Heiraten in Deutschland ist frühestens mit 16 möglich - ein volljähriger Partner und die Zustimmung eines Familiengerichts vorausgesetzt. Ein Okay, das jedoch nur bei genügender Reife und nicht zu erheblichem Altersunterschied erteilt wird. Im Kontext von Krieg und Vertreibung dagegen, wie im Beispiel Syrien, sind Kinderehen weniger kulturell oder religiös motiviert, sondern sollen eine Art Schutzfunktion - etwa vor sexuellen Übergriffen - erfüllen: Aktuell wird jede zweite Kinderehe mit einem erwachsenen Partner geschlossen; vor dem Krieg betrug die Zahl der Kinderehen lediglich 13 Prozent. Nun sollen durch Zuwanderer im Ausland mit unter 16 Jahren geschlossene Ehen für unzulässig erklärt, solche von Partnern zwischen 16 und 18 Jahren - laut SPD - nur im Ausnahmefall erlaubt werden: Das Wohl von Frau und Kindern aus der Ehe soll dabei im Vordergrund stehen. Dagegen will die CDU Ehen unter 18 ausnahmslos kippen - auch für Deutsche. Aydan Özoguz, Integrationsbeauftragte der Bundesregierung, ist gegen ein pauschales Verbot, denn es dränge Frauen ins soziale Abseits, ohne Unterhalts- oder Erbansprüche - und versperre ihre Rückkehr in die Heimatländer.

Türkei: Zahl arrangierter Kinderhochzeiten hoch

Nach Zahlen des türkischen Standesamts wurden im letzten Jahrzehnt fast eine halbe Million minderjährige Mädchen verheiratet - legal ist die Ehe erst mit 17, sofern die Eltern zustimmen. Jetzt erregte ein Gesetzentwurf zur Kinderehe, durch die regierende AKP Mitte November ins Parlament eingebracht, europaweites Aufsehen. Minderjährige Sexualtäter, die ihr Opfer heirateten, sollten straffrei ausgehen, um Kinder nicht ohne Vater aufwachsen zu lassen - derzeit ist von etwa 3000 Fällen die Rede. Für die Tochter von Präsident Erdogan Sümeyye Erdogan, Vizevorsitzende der Frauenrechtsorganisation Kadem, eine Amnestie für Vergewaltiger: Mädchen wären ihren Peinigern durch eine solche Heirat auf Dauer ausgeliefert. Inzwischen ist die Türkei wieder zurückgerudert.
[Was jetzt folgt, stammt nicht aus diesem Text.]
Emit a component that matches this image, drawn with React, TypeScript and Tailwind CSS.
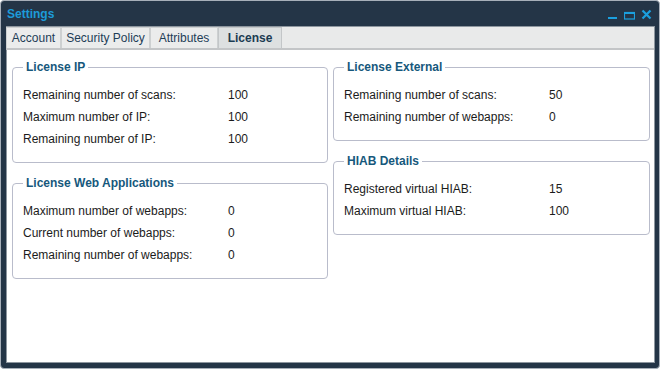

Deutschland: Klare Regelungen und Bußgelder für Imame

Schon im Sommer äußerte sich Bayerns Justizminister Winfried Bausback (CSU), dass ein Rechtsverständnis, das Kinderehen ermögliche, in Deutschland und Europa aus guten Gründen der Vergangenheit angehöre. Und forderte, beim verfassungsrechtlich garantierten Schutz von Minderjährigen keine Abstriche zu machen. Allein in Bayern registrierte man bis Ende April 2016 161 Fälle verheirateter Asylbewerber unter 16 Jahren. Künftig sollen auch Imame, die Minderjährige im Rahmen einer religiösen Voraustrauung (im Vorfeld standesamtlicher Trauung) verheiraten, künftig mit einem Bußgeld von bis zu 1000 Euro belegt werden. Lücken beim Schutz Minderjähriger, die die Rechtspolitik voraussichtlich schließen wird - zugunsten klarer Regelungen, für Migranten wie Deutsche.